We are well past the turning point at which our cultural and legal notions of property on the one hand and intellectual property on the other are colliding.

In the minds of non-lawyers reading books, listening to music, and surfing the web, copyright is not necessarily a stimulating topic of conversation. But being at the turning point as we are, we need to talk about it. We need to understand it. We need to wrestle with it.

Sadly, however, before the talking and understanding and wrestling has even begun, the conversations have largely stopped. The notion of theft has preempted any fundamental inquiries into the various principles.

It is difficult for non-experts to understand why the concepts of copyright, free-use, intellectual property, and digital rights are not just special cases of physical property, where the notion of theft is so easy to understand.

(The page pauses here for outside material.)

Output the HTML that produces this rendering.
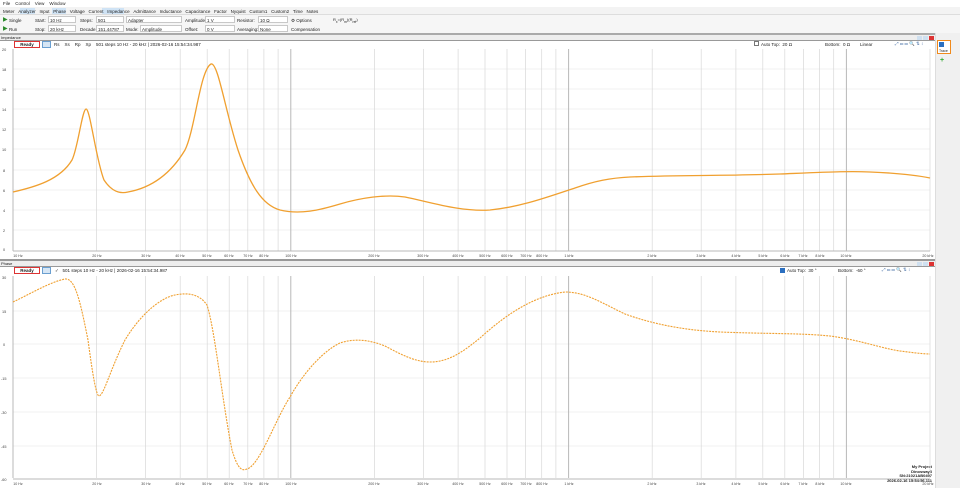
<!DOCTYPE html>
<html><head><meta charset="utf-8"><style>
*{margin:0;padding:0;box-sizing:border-box}
body{width:960px;height:488px;overflow:hidden;background:#fff;font-family:"Liberation Sans",sans-serif;font-size:4.5px;color:#222;position:relative}
.a{position:absolute;white-space:nowrap}
.in{position:absolute;height:7px;border:1px solid #c8c8c8;background:#fff}
</style></head><body>
<!-- menu -->
<div class="a" style="left:0;top:0;width:960px;height:7px;background:#fff"></div>
<div class="a" style="left:3px;top:1px">File&nbsp;&nbsp;&nbsp;&nbsp;Control&nbsp;&nbsp;&nbsp;&nbsp;View&nbsp;&nbsp;&nbsp;&nbsp;Window</div>
<!-- tabs -->
<div class="a" style="left:0;top:7px;width:960px;height:8px;background:#f3f3f3;border-bottom:1px solid #ddd"></div>
<div class="a" style="left:20px;top:8px;width:15px;height:6px;background:#cfe3f5"></div>
<div class="a" style="left:52px;top:8px;width:14px;height:6px;background:#cfe3f5"></div>
<div class="a" style="left:102px;top:8px;width:22px;height:6px;background:#cfe3f5"></div>
<div class="a" style="left:3px;top:9px">Meter&nbsp;&nbsp;&nbsp;Analyzer&nbsp;&nbsp;&nbsp;Input&nbsp;&nbsp;&nbsp;Phase&nbsp;&nbsp;&nbsp;Voltage&nbsp;&nbsp;&nbsp;Current&nbsp;&nbsp;&nbsp;Impedance&nbsp;&nbsp;&nbsp;Admittance&nbsp;&nbsp;&nbsp;Inductance&nbsp;&nbsp;&nbsp;Capacitance&nbsp;&nbsp;&nbsp;Factor&nbsp;&nbsp;&nbsp;Nyquist&nbsp;&nbsp;&nbsp;Custom1&nbsp;&nbsp;&nbsp;Custom2&nbsp;&nbsp;&nbsp;Time&nbsp;&nbsp;&nbsp;Notes</div>
<!-- toolbar -->
<div class="a" style="left:0;top:15px;width:960px;height:19px;background:#f6f6f6"></div>
<div class="a" style="left:3px;top:16px;color:#2a8a2a;font-size:6px">▶</div>
<div class="a" style="left:9px;top:18px">Single</div>
<div class="a" style="left:3px;top:25px;color:#2a8a2a;font-size:6px">▶</div>
<div class="a" style="left:9px;top:27px">Run</div>
<div class="a" style="left:35px;top:18px">Start:</div><div class="in" style="left:48px;top:16px;width:28px"></div><div class="a" style="left:50px;top:18px">10 Hz</div>
<div class="a" style="left:35px;top:27px">Stop:</div><div class="in" style="left:48px;top:25px;width:28px"></div><div class="a" style="left:50px;top:27px">20 kHz</div>
<div class="a" style="left:80px;top:18px">Steps:</div><div class="in" style="left:96px;top:16px;width:28px"></div><div class="a" style="left:98px;top:18px">501</div>
<div class="a" style="left:80px;top:27px">Decade:</div><div class="in" style="left:96px;top:25px;width:28px"></div><div class="a" style="left:98px;top:27px">151.44787</div>
<div class="in" style="left:126px;top:16px;width:56px"></div><div class="a" style="left:128px;top:18px">Adapter</div>
<div class="a" style="left:126px;top:27px">Mode:</div><div class="in" style="left:140px;top:25px;width:42px"></div><div class="a" style="left:142px;top:27px">Amplitude</div>
<div class="a" style="left:185px;top:18px">Amplitude:</div><div class="in" style="left:205px;top:16px;width:30px"></div><div class="a" style="left:207px;top:18px">1 V</div>
<div class="a" style="left:185px;top:27px">Offset:</div><div class="in" style="left:205px;top:25px;width:30px"></div><div class="a" style="left:207px;top:27px">0 V</div>
<div class="a" style="left:237px;top:18px">Resistor:</div><div class="in" style="left:258px;top:16px;width:30px"></div><div class="a" style="left:260px;top:18px">10 Ω</div>
<div class="a" style="left:237px;top:27px">Averaging:</div><div class="in" style="left:258px;top:25px;width:30px"></div><div class="a" style="left:260px;top:27px">None</div>
<div class="a" style="left:291px;top:18px">⚙ Options</div>
<div class="a" style="left:291px;top:27px">Compensation</div>
<div class="a" style="left:333px;top:17px;font-size:4px">R<sub>x</sub>=(R<sub>m</sub>)(R<sub>ref</sub>)</div>
<!-- Impedance title -->
<div class="a" style="left:0;top:33px;width:935px;height:2px;background:#aaa"></div>
<div class="a" style="left:0;top:35px;width:935px;height:5px;background:#eee"></div>
<div class="a" style="left:1px;top:35px;font-size:4px">Impedance</div>
<div class="a" style="left:0;top:40px;width:935px;height:1px;background:#999"></div>
<!-- header 1 -->
<div class="a" style="left:14px;top:41px;width:26px;height:7px;border:1px solid #d33;background:#fff;font-weight:bold;text-align:center;line-height:5px">Ready</div>
<div class="a" style="left:42px;top:41px;width:9px;height:7px;border:1px solid #6a9fd0;background:#d6e6f5"></div>
<div class="a" style="left:54px;top:42px">Rs&nbsp;&nbsp;&nbsp;&nbsp;Xs&nbsp;&nbsp;&nbsp;&nbsp;Rp&nbsp;&nbsp;&nbsp;&nbsp;Xp&nbsp;&nbsp;&nbsp;&nbsp;501 steps 10 Hz - 20 kHz | 2026-02-16 15:54:34.987</div>
<div class="a" style="left:754px;top:41px;width:5px;height:5px;border:1px solid #777"></div>
<div class="a" style="left:761px;top:42px">Auto Top:&nbsp;&nbsp;20 Ω</div>
<div class="a" style="left:825px;top:42px">Bottom:&nbsp;&nbsp;0 Ω</div>
<div class="a" style="left:860px;top:42px">Linear</div>
<div class="a" style="left:895px;top:41px;color:#5a7fb0">⤢ ▭ ▭ 🔍 ⇅ ↕</div>
<div class="a" style="left:917px;top:36px;width:5px;height:4px;background:#cfe0f0"></div>
<div class="a" style="left:923px;top:36px;width:5px;height:4px;background:#cfe0f0"></div>
<div class="a" style="left:929px;top:36px;width:5px;height:4px;background:#d33"></div>
<!-- sidebar -->
<div class="a" style="left:935px;top:33px;width:25px;height:455px;background:#f0f0f0;border-left:1px solid #ddd"></div>
<div class="a" style="left:937px;top:40px;width:14px;height:14px;border:1px solid #f08a1c;background:#fff"></div>
<div class="a" style="left:939px;top:42px;width:5px;height:5px;background:#2b6fc0"></div>
<div class="a" style="left:939px;top:49px;font-size:3.5px">Trace</div>
<div class="a" style="left:940px;top:57px;color:#3a3;font-size:7px;font-weight:bold">+</div>
<!-- phase title -->
<div class="a" style="left:0;top:259px;width:935px;height:2px;background:#999"></div>
<div class="a" style="left:0;top:261px;width:935px;height:5px;background:#eee"></div>
<div class="a" style="left:1px;top:261px;font-size:4px">Phase</div>
<div class="a" style="left:0;top:266px;width:935px;height:1px;background:#999"></div>
<div class="a" style="left:917px;top:262px;width:5px;height:4px;background:#cfe0f0"></div>
<div class="a" style="left:923px;top:262px;width:5px;height:4px;background:#cfe0f0"></div>
<div class="a" style="left:929px;top:262px;width:5px;height:4px;background:#d33"></div>
<div class="a" style="left:14px;top:267px;width:26px;height:7px;border:1px solid #d33;background:#fff;font-weight:bold;text-align:center;line-height:5px">Ready</div>
<div class="a" style="left:42px;top:267px;width:9px;height:7px;border:1px solid #6a9fd0;background:#d6e6f5"></div>
<div class="a" style="left:55px;top:268px">✓&nbsp;&nbsp;&nbsp;501 steps 10 Hz - 20 kHz | 2026-02-16 15:54:34.987</div>
<div class="a" style="left:780px;top:268px;width:5px;height:5px;background:#2b6fc0"></div>
<div class="a" style="left:787px;top:268px">Auto Top:&nbsp;&nbsp;30 °</div>
<div class="a" style="left:838px;top:268px">Bottom:&nbsp;&nbsp;-60 °</div>
<div class="a" style="left:882px;top:267px;color:#5a7fb0">⤢ ▭ ▭ 🔍 ⇅ ↕</div>
<!-- footer text -->
<div class="a" style="left:880px;top:465px;width:52px;text-align:right;font-size:4px;line-height:4.5px;font-weight:bold">My Project<br>Dinosway3<br>SN:21021AB0497<br>2026-02-16 15:54:56.111</div>

<svg class="a" style="left:0;top:0" width="935" height="488" font-family="Liberation Sans" font-size="4">
<g id="grid1" stroke="#e6e6e6" stroke-width="0.6">
<path d="M13 69H930M13 89H930M13 109H930M13 129H930M13 149H930M13 170H930M13 190H930M13 210H930M13 230H930"/>
<path d="M13 311H930M13 344H930M13 378H930M13 412H930M13 446H930"/>
</g>
<g stroke="#d8d8d8" stroke-width="0.7">
<path id="v" d="M96.6 49V251M145.5 49V251M180.2 49V251M207.2 49V251M229.2 49V251M247.8 49V251M263.9 49V251M278.1 49V251M374.4 49V251M423.4 49V251M458.1 49V251M485 49V251M507 49V251M525.6 49V251M541.7 49V251M555.9 49V251M652.2 49V251M701.2 49V251M735.9 49V251M762.8 49V251M784.8 49V251M803.4 49V251M819.5 49V251M833.7 49V251M930 49V251"/>
<use href="#v" transform="translate(0,227)"/>
</g>
<g stroke="#b8b8b8" stroke-width="1">
<path id="m" d="M13 49V251M290.8 49V251M568.6 49V251M846.4 49V251"/>
<use href="#m" transform="translate(0,227)"/>
<path d="M13 251H930M13 479H930"/>
</g>
<g fill="#444" font-size="3.8">
<text x="2" y="51">20</text><text x="2" y="71">18</text><text x="2" y="91">16</text><text x="2" y="111">14</text><text x="2" y="131">12</text><text x="2" y="151">10</text><text x="3" y="172">8</text><text x="3" y="192">6</text><text x="3" y="212">4</text><text x="3" y="232">2</text><text x="3" y="251">0</text>
<text x="2" y="279">30</text><text x="2" y="313">15</text><text x="3" y="346">0</text><text x="1" y="380">-15</text><text x="1" y="414">-30</text><text x="1" y="448">-45</text><text x="1" y="481">-60</text>
</g>
<g id="xl" fill="#444" font-size="3.6" text-anchor="middle">
<text x="18" y="257">10 Hz</text><text x="97" y="257">20 Hz</text><text x="146" y="257">30 Hz</text><text x="180" y="257">40 Hz</text><text x="207" y="257">50 Hz</text><text x="229" y="257">60 Hz</text><text x="248" y="257">70 Hz</text><text x="264" y="257">80 Hz</text><text x="291" y="257">100 Hz</text><text x="374" y="257">200 Hz</text><text x="423" y="257">300 Hz</text><text x="458" y="257">400 Hz</text><text x="485" y="257">500 Hz</text><text x="507" y="257">600 Hz</text><text x="526" y="257">700 Hz</text><text x="542" y="257">800 Hz</text><text x="569" y="257">1 kHz</text><text x="652" y="257">2 kHz</text><text x="701" y="257">3 kHz</text><text x="736" y="257">4 kHz</text><text x="763" y="257">5 kHz</text><text x="785" y="257">6 kHz</text><text x="803" y="257">7 kHz</text><text x="820" y="257">8 kHz</text><text x="846" y="257">10 kHz</text><text x="928" y="257">20 kHz</text>
</g>
<use href="#xl" transform="translate(0,228)"/>
<path fill="none" stroke="#f0a030" stroke-width="1.3" d="M13 192 C35 187,60 180,72 160 C78 148,82 110,86 109 C90 108,96 160,104 180 C112 192,120 194,128 192 C150 188,170 175,185 150 C195 130,200 70,211 64 C218 62,225 110,238 150 C250 185,262 205,280 210 C300 215,320 210,340 204 C360 198,385 194,405 197 C430 202,460 212,490 210 C520 207,545 198,575 188 C595 181,610 178,630 177 C680 175,720 176,780 174 C830 172,850 171,870 172 C895 173,915 175,930 178"/>
<path fill="none" stroke="#f0a030" stroke-width="1.1" stroke-dasharray="2 1" d="M13 302 C30 294,50 282,65 279 C75 278,80 300,88 340 C92 370,96 396,99 396 C104 395,110 370,125 340 C140 315,160 298,175 295 C190 292,200 295,207 305 C215 330,222 400,232 450 C238 470,242 471,247 469 C260 465,275 420,290 397 C305 370,325 350,340 343 C355 338,370 340,385 346 C400 354,415 362,430 362 C450 362,465 350,480 338 C500 320,530 296,565 292 C585 292,600 302,625 314 C650 323,680 330,720 332 C770 334,800 333,830 336 C860 340,880 348,900 351 C915 353,925 354,930 354"/>
</svg>
</body></html>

Copyrights and Copywrongs: The Rise of Intellectual Property and How It Threatens Creativity, by Siva Vaidhyanathan, pursues the subject. Here is a snippet from the dust cover

[Copyright/Wrong-comments]: Embedded in conflicts over royalties and infringement are cultural values -- about access, ownership, free speech, race, class, and democracy -- which influence how rights are determined and enforced. Questions of legitimacy -- of what constitutes "intellectual property" or "fair use," and of how to locate a precise moment of cultural creation -- have become enormously complicated in recent years, as advances in technology have exponentially increased the speed of cultural reproduction and dissemination.

I haven't read the book, but I'm headed to the library in a few minutes.